User 2124 | 2/29/2016, 11:36:39 AM
We are using Graphlab commercial version to train our BoostedTreesRegression model on a batch server. We then export the JSON trees of the trained model (using BoostedTreesRegression.get( 'treesjson' ) method) to a text file and move it to another server (say, the Web server) that we can only run Java/Scala (not Python or C++). To use this model on the Web server, we must re-implement the BoostedTreesRegression.predict method in Scala. The implementation simply reads the JSON trees, parses them and then searches these trees for the leaves corresponded to the input data. Finally we sum up all the values at the leaves and add 0.5 to get the final predicted value. The above procedure works well for about 80% of the test data (it yielded nearly identical results between our own implementation of the 'predict' method (in Scala) and the Graphlab original 'predict' method in Python).
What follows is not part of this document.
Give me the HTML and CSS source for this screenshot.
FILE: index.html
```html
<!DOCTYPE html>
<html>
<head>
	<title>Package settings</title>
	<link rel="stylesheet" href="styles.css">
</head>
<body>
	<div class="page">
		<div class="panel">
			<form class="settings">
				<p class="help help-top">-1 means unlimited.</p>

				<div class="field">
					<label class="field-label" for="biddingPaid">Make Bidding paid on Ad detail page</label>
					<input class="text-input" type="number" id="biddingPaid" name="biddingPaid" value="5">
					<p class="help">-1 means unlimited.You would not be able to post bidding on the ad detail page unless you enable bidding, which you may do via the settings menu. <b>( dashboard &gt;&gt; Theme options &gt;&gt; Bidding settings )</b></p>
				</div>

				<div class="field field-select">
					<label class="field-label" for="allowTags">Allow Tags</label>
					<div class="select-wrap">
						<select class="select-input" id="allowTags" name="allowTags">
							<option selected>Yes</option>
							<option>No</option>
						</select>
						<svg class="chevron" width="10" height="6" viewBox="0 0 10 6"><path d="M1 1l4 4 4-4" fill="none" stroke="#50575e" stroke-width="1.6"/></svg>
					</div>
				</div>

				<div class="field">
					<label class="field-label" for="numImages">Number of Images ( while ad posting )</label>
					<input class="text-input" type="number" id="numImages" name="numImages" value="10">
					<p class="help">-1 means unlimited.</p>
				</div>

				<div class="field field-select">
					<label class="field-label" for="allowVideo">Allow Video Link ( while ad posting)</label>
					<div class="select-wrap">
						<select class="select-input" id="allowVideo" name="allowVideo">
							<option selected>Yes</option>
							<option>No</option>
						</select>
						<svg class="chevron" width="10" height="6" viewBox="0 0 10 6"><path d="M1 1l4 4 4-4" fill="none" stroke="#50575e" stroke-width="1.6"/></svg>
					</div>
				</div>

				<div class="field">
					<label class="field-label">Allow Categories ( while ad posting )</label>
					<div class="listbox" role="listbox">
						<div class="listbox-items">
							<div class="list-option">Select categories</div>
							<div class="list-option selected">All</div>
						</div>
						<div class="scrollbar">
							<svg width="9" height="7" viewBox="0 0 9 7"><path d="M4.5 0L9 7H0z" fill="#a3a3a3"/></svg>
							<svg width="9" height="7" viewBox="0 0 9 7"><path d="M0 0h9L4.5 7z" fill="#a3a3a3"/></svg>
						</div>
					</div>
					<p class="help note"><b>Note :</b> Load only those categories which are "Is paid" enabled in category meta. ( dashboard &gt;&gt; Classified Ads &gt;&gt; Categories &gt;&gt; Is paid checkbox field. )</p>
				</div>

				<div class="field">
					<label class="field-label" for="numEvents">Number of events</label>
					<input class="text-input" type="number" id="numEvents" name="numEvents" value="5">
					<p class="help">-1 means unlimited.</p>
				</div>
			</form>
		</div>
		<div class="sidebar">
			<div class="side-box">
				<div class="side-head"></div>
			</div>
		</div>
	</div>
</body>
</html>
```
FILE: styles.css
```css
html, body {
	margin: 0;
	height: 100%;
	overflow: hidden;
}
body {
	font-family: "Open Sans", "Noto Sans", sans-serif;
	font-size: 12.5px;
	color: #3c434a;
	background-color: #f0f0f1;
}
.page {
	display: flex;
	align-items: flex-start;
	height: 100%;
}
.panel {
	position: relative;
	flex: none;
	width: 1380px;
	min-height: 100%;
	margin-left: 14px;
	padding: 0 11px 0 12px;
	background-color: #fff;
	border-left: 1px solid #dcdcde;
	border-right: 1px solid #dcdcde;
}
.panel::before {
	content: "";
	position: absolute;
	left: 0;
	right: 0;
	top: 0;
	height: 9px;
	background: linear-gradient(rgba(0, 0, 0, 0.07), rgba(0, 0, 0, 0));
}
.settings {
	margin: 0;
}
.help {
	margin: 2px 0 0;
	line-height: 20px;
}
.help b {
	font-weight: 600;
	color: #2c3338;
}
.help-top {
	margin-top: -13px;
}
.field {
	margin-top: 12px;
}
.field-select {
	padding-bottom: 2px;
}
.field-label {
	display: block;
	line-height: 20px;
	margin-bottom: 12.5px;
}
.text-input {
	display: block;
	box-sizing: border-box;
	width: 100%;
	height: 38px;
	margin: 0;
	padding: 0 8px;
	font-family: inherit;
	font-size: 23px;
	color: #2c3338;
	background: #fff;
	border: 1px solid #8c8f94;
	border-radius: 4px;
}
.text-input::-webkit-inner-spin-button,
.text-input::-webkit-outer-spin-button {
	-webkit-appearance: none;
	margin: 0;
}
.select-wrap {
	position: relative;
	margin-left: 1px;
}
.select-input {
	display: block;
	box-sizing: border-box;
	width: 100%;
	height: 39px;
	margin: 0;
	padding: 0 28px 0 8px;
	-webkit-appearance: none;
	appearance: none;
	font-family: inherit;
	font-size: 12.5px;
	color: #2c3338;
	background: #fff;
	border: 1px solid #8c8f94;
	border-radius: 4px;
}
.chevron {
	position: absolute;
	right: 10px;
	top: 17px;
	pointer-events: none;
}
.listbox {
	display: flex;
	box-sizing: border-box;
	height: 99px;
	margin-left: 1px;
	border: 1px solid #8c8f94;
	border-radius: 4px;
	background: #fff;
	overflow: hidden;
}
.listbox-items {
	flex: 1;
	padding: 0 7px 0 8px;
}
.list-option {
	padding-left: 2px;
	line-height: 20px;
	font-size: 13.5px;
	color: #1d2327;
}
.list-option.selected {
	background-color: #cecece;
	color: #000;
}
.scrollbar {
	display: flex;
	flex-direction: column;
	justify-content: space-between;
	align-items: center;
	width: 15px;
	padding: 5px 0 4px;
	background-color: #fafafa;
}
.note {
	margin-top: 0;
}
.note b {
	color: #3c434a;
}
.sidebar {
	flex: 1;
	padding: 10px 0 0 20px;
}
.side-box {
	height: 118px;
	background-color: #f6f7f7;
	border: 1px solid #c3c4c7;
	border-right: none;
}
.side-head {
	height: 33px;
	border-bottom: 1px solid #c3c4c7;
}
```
However, for about 20% of the test data, it gave very large differences between Scala and Python. These differences seem not because of the floating point error between Scala and Python, but they seem from the JSON trees themselves (e.g., Python BoostedTreesRegression.predict method gave 0.48 for a predicted value but in Scala we got 0.18). This behavior frequently appears if we increase the number of trees (the maxiterations parameter, e.g, 100) and depth (the maxdepth parameter, e.g, 10) in the model. Here we attach a binary exported model with maxdepth = 4 and max_iterations = 100. We also attach an SFrame that contains one entry that yields the difference between Python and Scala. In Python, you can load the model and the SFrame into Graphlab like this :
import graphlab as gl
model = gl.load_model( 'e1618.model' )
sf = gl.load_sframe( 'data1618.sframe' )
pred = model.predict( sf ) # get the predicted result
json_array = model.get( 'trees_json' )
(Our Graphlab version is 1.8.1)
We traced these trees and computed the predicted value, which is 0.03910099999999994 but model.predict gave 0.059862732887268066 (in this case we only have depth = 4 so the error rate is still small, but it is significant). We also have the Python code to parse the JSON trees but we cannot paste it here because it is quite complicated.
Could anyone please look into this and show us what happens with our method? Any help is greatly appreciated!